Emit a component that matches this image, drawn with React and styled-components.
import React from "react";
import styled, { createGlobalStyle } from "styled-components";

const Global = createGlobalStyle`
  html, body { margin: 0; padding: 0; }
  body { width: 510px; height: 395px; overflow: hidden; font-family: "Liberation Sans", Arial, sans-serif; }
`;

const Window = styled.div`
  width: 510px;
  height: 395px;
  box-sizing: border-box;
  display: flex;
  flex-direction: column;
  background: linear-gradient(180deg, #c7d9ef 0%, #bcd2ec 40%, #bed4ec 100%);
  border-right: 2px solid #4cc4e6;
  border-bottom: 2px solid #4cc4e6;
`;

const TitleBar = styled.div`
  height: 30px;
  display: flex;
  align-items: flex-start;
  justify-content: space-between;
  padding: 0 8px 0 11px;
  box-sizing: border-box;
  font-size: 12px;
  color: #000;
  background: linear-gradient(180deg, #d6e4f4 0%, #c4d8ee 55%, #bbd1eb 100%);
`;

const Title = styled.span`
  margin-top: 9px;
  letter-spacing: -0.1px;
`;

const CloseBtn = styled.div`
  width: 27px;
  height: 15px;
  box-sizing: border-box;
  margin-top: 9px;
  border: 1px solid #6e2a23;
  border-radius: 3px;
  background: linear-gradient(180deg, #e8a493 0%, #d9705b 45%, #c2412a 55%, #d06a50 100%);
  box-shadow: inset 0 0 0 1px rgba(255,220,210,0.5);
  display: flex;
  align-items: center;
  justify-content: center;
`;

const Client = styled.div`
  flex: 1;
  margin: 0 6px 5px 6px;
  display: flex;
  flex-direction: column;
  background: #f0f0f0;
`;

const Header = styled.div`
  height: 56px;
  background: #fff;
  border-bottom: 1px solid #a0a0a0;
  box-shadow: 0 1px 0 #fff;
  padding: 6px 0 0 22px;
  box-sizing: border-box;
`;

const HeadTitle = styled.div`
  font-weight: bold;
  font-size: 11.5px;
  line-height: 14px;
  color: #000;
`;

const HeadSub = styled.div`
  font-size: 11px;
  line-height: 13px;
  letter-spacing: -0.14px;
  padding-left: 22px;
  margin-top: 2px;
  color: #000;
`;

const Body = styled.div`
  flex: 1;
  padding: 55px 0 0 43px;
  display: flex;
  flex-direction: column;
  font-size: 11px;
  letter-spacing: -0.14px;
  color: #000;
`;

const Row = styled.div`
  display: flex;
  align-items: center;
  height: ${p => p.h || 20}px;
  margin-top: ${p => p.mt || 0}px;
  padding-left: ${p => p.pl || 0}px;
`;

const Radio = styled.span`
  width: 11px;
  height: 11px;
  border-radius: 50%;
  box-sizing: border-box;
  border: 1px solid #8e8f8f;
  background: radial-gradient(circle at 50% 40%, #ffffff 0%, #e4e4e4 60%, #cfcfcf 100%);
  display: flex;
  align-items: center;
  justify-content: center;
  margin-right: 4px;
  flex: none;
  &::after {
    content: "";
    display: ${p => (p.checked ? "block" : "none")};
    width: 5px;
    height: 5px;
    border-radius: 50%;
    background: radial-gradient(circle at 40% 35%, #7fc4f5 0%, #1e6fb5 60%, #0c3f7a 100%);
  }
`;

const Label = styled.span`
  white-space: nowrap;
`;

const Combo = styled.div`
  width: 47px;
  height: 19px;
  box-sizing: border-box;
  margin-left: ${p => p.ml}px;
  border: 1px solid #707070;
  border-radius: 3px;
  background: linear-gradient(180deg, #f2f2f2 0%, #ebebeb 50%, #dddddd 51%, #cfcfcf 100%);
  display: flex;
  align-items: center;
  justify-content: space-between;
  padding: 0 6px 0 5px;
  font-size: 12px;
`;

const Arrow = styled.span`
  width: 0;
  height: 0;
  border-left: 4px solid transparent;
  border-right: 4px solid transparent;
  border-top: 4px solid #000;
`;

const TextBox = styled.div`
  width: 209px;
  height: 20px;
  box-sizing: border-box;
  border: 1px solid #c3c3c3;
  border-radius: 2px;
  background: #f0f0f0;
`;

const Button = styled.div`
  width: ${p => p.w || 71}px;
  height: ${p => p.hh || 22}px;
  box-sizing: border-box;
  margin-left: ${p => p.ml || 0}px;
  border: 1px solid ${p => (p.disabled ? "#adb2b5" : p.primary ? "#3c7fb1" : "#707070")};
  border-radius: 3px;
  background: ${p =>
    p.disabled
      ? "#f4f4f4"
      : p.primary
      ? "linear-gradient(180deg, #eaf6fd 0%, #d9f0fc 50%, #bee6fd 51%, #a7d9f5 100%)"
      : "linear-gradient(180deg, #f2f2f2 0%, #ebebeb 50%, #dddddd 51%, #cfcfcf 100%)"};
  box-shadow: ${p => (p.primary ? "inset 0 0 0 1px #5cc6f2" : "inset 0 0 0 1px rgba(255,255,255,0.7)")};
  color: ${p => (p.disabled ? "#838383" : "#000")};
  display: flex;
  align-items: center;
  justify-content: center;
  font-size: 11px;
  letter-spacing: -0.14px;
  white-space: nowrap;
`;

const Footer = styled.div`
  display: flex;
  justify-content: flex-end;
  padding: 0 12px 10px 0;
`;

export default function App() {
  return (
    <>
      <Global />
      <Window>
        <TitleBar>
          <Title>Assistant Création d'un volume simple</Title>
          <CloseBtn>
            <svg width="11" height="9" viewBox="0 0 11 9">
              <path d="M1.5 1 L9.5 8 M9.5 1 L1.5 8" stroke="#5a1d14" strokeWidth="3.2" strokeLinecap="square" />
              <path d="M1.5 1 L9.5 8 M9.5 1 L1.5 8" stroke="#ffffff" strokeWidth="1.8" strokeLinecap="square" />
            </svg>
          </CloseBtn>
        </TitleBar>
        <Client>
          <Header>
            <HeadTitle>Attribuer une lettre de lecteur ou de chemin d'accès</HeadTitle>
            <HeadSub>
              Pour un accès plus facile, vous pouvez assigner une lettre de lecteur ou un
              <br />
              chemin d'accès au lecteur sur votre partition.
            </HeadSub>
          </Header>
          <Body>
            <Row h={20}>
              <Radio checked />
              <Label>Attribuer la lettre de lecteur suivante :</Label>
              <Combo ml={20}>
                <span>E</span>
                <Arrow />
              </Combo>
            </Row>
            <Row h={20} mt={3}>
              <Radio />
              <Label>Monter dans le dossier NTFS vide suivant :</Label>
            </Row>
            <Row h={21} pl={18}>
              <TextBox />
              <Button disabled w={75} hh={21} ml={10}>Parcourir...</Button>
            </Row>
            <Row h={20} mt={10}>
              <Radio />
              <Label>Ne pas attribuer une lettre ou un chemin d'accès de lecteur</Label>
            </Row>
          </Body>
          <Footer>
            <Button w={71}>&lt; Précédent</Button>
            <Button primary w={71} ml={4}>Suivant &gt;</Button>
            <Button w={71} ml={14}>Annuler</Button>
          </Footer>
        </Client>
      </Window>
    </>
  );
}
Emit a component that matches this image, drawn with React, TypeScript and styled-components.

•••

TASK TO COMPLETE:
Reproduce the complete data exactly as presented above.

ANSWER TO THIS TASK:
Emit a component that matches this image, drawn with React and styled-components.
import React from "react";
import styled, { createGlobalStyle } from "styled-components";

const Global = createGlobalStyle`
  html, body { margin: 0; padding: 0; }
  body { width: 510px; height: 395px; overflow: hidden; font-family: "Liberation Sans", Arial, sans-serif; }
`;

const Window = styled.div`
  width: 510px;
  height: 395px;
  box-sizing: border-box;
  display: flex;
  flex-direction: column;
  background: linear-gradient(180deg, #c7d9ef 0%, #bcd2ec 40%, #bed4ec 100%);
  border-right: 2px solid #4cc4e6;
  border-bottom: 2px solid #4cc4e6;
`;

const TitleBar = styled.div`
  height: 30px;
  display: flex;
  align-items: flex-start;
  justify-content: space-between;
  padding: 0 8px 0 11px;
  box-sizing: border-box;
  font-size: 12px;
  color: #000;
  background: linear-gradient(180deg, #d6e4f4 0%, #c4d8ee 55%, #bbd1eb 100%);
`;

const Title = styled.span`
  margin-top: 9px;
  letter-spacing: -0.1px;
`;

const CloseBtn = styled.div`
  width: 27px;
  height: 15px;
  box-sizing: border-box;
  margin-top: 9px;
  border: 1px solid #6e2a23;
  border-radius: 3px;
  background: linear-gradient(180deg, #e8a493 0%, #d9705b 45%, #c2412a 55%, #d06a50 100%);
  box-shadow: inset 0 0 0 1px rgba(255,220,210,0.5);
  display: flex;
  align-items: center;
  justify-content: center;
`;

const Client = styled.div`
  flex: 1;
  margin: 0 6px 5px 6px;
  display: flex;
  flex-direction: column;
  background: #f0f0f0;
`;

const Header = styled.div`
  height: 56px;
  background: #fff;
  border-bottom: 1px solid #a0a0a0;
  box-shadow: 0 1px 0 #fff;
  padding: 6px 0 0 22px;
  box-sizing: border-box;
`;

const HeadTitle = styled.div`
  font-weight: bold;
  font-size: 11.5px;
  line-height: 14px;
  color: #000;
`;

const HeadSub = styled.div`
  font-size: 11px;
  line-height: 13px;
  letter-spacing: -0.14px;
  padding-left: 22px;
  margin-top: 2px;
  color: #000;
`;

const Body = styled.div`
  flex: 1;
  padding: 55px 0 0 43px;
  display: flex;
  flex-direction: column;
  font-size: 11px;
  letter-spacing: -0.14px;
  color: #000;
`;

const Row = styled.div`
  display: flex;
  align-items: center;
  height: ${p => p.h || 20}px;
  margin-top: ${p => p.mt || 0}px;
  padding-left: ${p => p.pl || 0}px;
`;

const Radio = styled.span`
  width: 11px;
  height: 11px;
  border-radius: 50%;
  box-sizing: border-box;
  border: 1px solid #8e8f8f;
  background: radial-gradient(circle at 50% 40%, #ffffff 0%, #e4e4e4 60%, #cfcfcf 100%);
  display: flex;
  align-items: center;
  justify-content: center;
  margin-right: 4px;
  flex: none;
  &::after {
    content: "";
    display: ${p => (p.checked ? "block" : "none")};
    width: 5px;
    height: 5px;
    border-radius: 50%;
    background: radial-gradient(circle at 40% 35%, #7fc4f5 0%, #1e6fb5 60%, #0c3f7a 100%);
  }
`;

const Label = styled.span`
  white-space: nowrap;
`;

const Combo = styled.div`
  width: 47px;
  height: 19px;
  box-sizing: border-box;
  margin-left: ${p => p.ml}px;
  border: 1px solid #707070;
  border-radius: 3px;
  background: linear-gradient(180deg, #f2f2f2 0%, #ebebeb 50%, #dddddd 51%, #cfcfcf 100%);
  display: flex;
  align-items: center;
  justify-content: space-between;
  padding: 0 6px 0 5px;
  font-size: 12px;
`;

const Arrow = styled.span`
  width: 0;
  height: 0;
  border-left: 4px solid transparent;
  border-right: 4px solid transparent;
  border-top: 4px solid #000;
`;

const TextBox = styled.div`
  width: 209px;
  height: 20px;
  box-sizing: border-box;
  border: 1px solid #c3c3c3;
  border-radius: 2px;
  background: #f0f0f0;
`;

const Button = styled.div`
  width: ${p => p.w || 71}px;
  height: ${p => p.hh || 22}px;
  box-sizing: border-box;
  margin-left: ${p => p.ml || 0}px;
  border: 1px solid ${p => (p.disabled ? "#adb2b5" : p.primary ? "#3c7fb1" : "#707070")};
  border-radius: 3px;
  background: ${p =>
    p.disabled
      ? "#f4f4f4"
      : p.primary
      ? "linear-gradient(180deg, #eaf6fd 0%, #d9f0fc 50%, #bee6fd 51%, #a7d9f5 100%)"
      : "linear-gradient(180deg, #f2f2f2 0%, #ebebeb 50%, #dddddd 51%, #cfcfcf 100%)"};
  box-shadow: ${p => (p.primary ? "inset 0 0 0 1px #5cc6f2" : "inset 0 0 0 1px rgba(255,255,255,0.7)")};
  color: ${p => (p.disabled ? "#838383" : "#000")};
  display: flex;
  align-items: center;
  justify-content: center;
  font-size: 11px;
  letter-spacing: -0.14px;
  white-space: nowrap;
`;

const Footer = styled.div`
  display: flex;
  justify-content: flex-end;
  padding: 0 12px 10px 0;
`;

export default function App() {
  return (
    <>
      <Global />
      <Window>
        <TitleBar>
          <Title>Assistant Création d'un volume simple</Title>
          <CloseBtn>
            <svg width="11" height="9" viewBox="0 0 11 9">
              <path d="M1.5 1 L9.5 8 M9.5 1 L1.5 8" stroke="#5a1d14" strokeWidth="3.2" strokeLinecap="square" />
              <path d="M1.5 1 L9.5 8 M9.5 1 L1.5 8" stroke="#ffffff" strokeWidth="1.8" strokeLinecap="square" />
            </svg>
          </CloseBtn>
        </TitleBar>
        <Client>
          <Header>
            <HeadTitle>Attribuer une lettre de lecteur ou de chemin d'accès</HeadTitle>
            <HeadSub>
              Pour un accès plus facile, vous pouvez assigner une lettre de lecteur ou un
              <br />
              chemin d'accès au lecteur sur votre partition.
            </HeadSub>
          </Header>
          <Body>
            <Row h={20}>
              <Radio checked />
              <Label>Attribuer la lettre de lecteur suivante :</Label>
              <Combo ml={20}>
                <span>E</span>
                <Arrow />
              </Combo>
            </Row>
            <Row h={20} mt={3}>
              <Radio />
              <Label>Monter dans le dossier NTFS vide suivant :</Label>
            </Row>
            <Row h={21} pl={18}>
              <TextBox />
              <Button disabled w={75} hh={21} ml={10}>Parcourir...</Button>
            </Row>
            <Row h={20} mt={10}>
              <Radio />
              <Label>Ne pas attribuer une lettre ou un chemin d'accès de lecteur</Label>
            </Row>
          </Body>
          <Footer>
            <Button w={71}>&lt; Précédent</Button>
            <Button primary w={71} ml={4}>Suivant &gt;</Button>
            <Button w={71} ml={14}>Annuler</Button>
          </Footer>
        </Client>
      </Window>
    </>
  );
}
Emit a component that matches this image, drawn with React, TypeScript and styled-components.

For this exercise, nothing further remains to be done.